Q: How to check your Bolt Gap?
A: For a HK91, G3 or Cetme to run reliably and safely it should have a bolt gap that measures between .3 and .5 millimeters (about .012 - .020 Inch). If your HK/G3 or Cetme has less bolt gap or no bolt gap, then you need to change your rollers and use HK + Size rollers which are available for sale on our G3 Parts page. Do not think that just because your rifle is working that your bolt gap is OK. I myself didn't notice the bolt gap had totally disappeared on my favorite FMP G3 and I was shocked to see I had no bolt gap. A set of HK +2 Rollers got me back up to spec and now I can once again safely shoot my favorite G3. The lack of bolt gap can be dangerous. It also increases the amount of wear that your rifle endures while firing.
1, Remove Magazine.
2, Pull back cocking handle and let the bolt slam shut, make sure it's shut all the way.

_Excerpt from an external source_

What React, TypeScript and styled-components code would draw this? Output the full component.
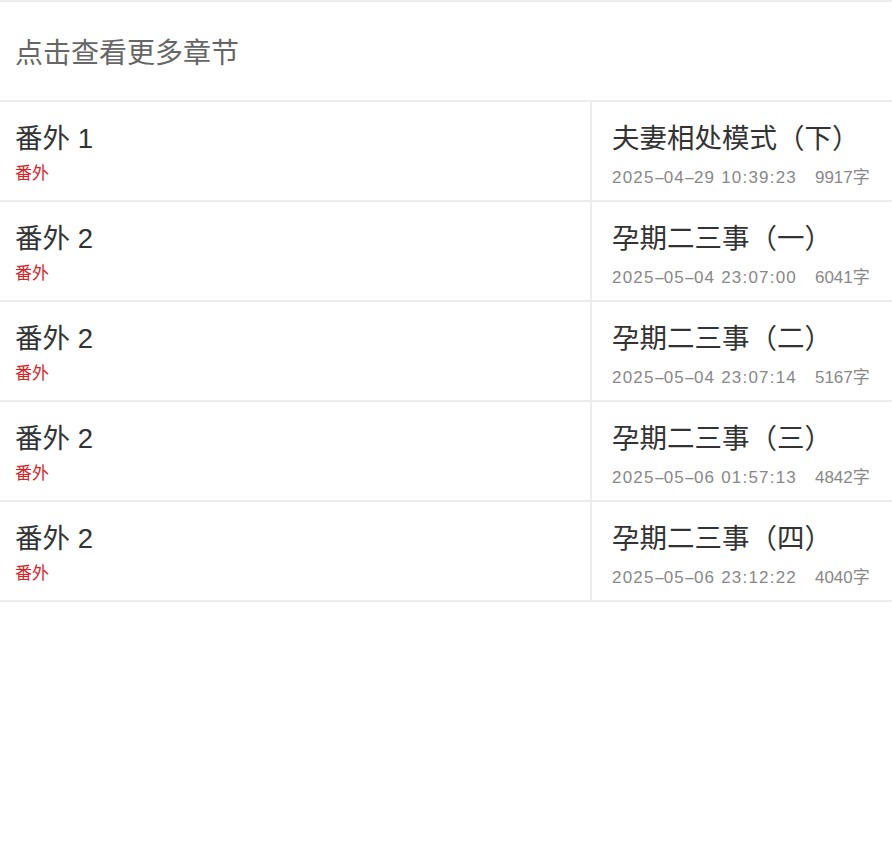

3, Turn rifle over so you are looking into the bottom of the mag well.
4, Using a feeler gauge measure the gap that is between your bolt head and bolt carrier. If you lack a feeler
gauge you can use one or two pieces of paper, though a feeler gauge is needed to obtain a proper measurement.
5, If you have less than .3mm of gap than you will need to acquire + size rollers which are available on the G3 page of this website. Then
follow the instructions for the above topic titled "how to remove rollers" and replace your rollers.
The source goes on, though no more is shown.